Volume-integrated mixedness at $t=3.0$ ms for six values of $N_{IC}$. Unique randomly generated instances of the initial perturbation spectra were used for each simulation, with five realizations of case S-1 and three each for cases S-4 and S-32. For case S-32, all three symbols are plotted here, though they are visually difficult to distinguish.
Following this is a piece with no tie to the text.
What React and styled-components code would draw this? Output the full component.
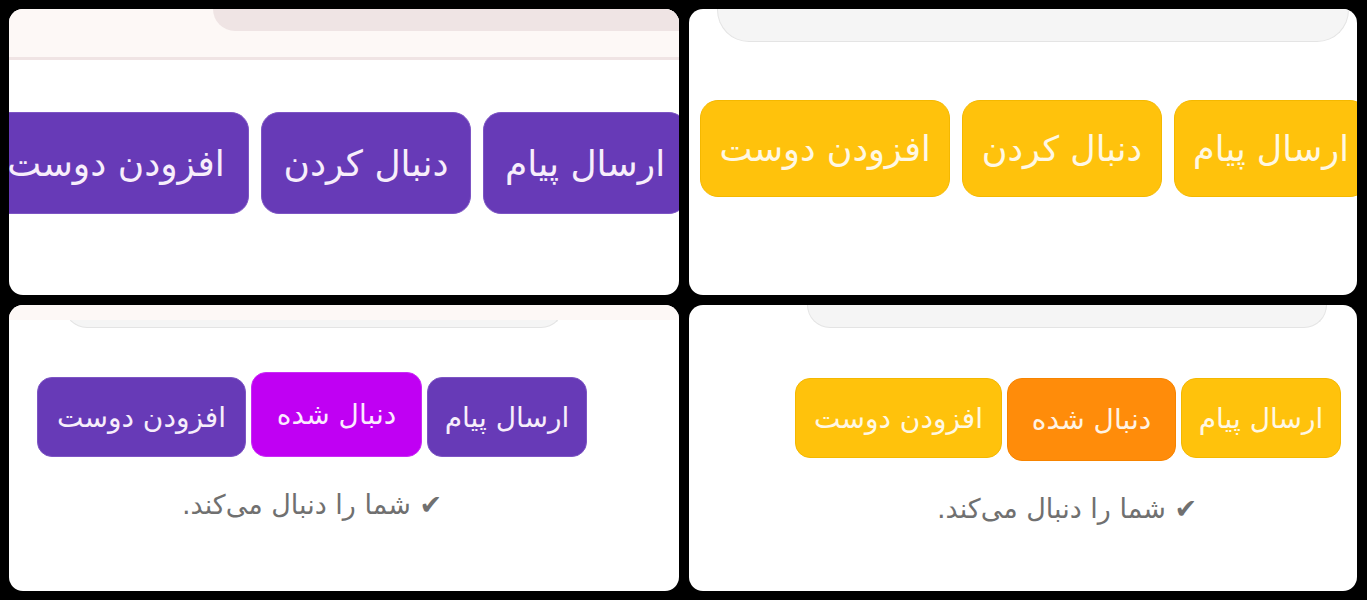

While there is some evidence for significant variability due to realization noise, particularly for small values of $N_{IC}$, the larger trend of less mixedness with decreasing $N_{IC}$ is clear.

Figure 11

Time-evolution of the normalized probability distribution for $Y_{SF6}$ in mixing layer $L_1$ for (a) Case S-32 and (b) Case S-1 with light tones indicating larger fractions of the mixing layer at a given concentration and dark tones showing smaller fractions of the mixing layer volume. (c) The ratio of (b) to (a), with blue to green (darker gray) tones indicating larger values for case S-32 and red to yellow (lighter gray) tones indicating larger values for case S-1.

Figure 12

(a) Streamwise-averaged transverse power spectra of kinetic energy in mixing layer $L_1$ at $t=3.0$ ms for cases S-32 through S-1. All cases show a turbulent power spectra with a small but significant inertial range. (b) Relative power spectra of kinetic energy as a fraction of the ensemble mean for all six cases. While low $k$ power is highly variable and shows no clear dependence on $N_{IC}$, the high wave number portion of the spectra shows a clear dependence on $N_{IC}$.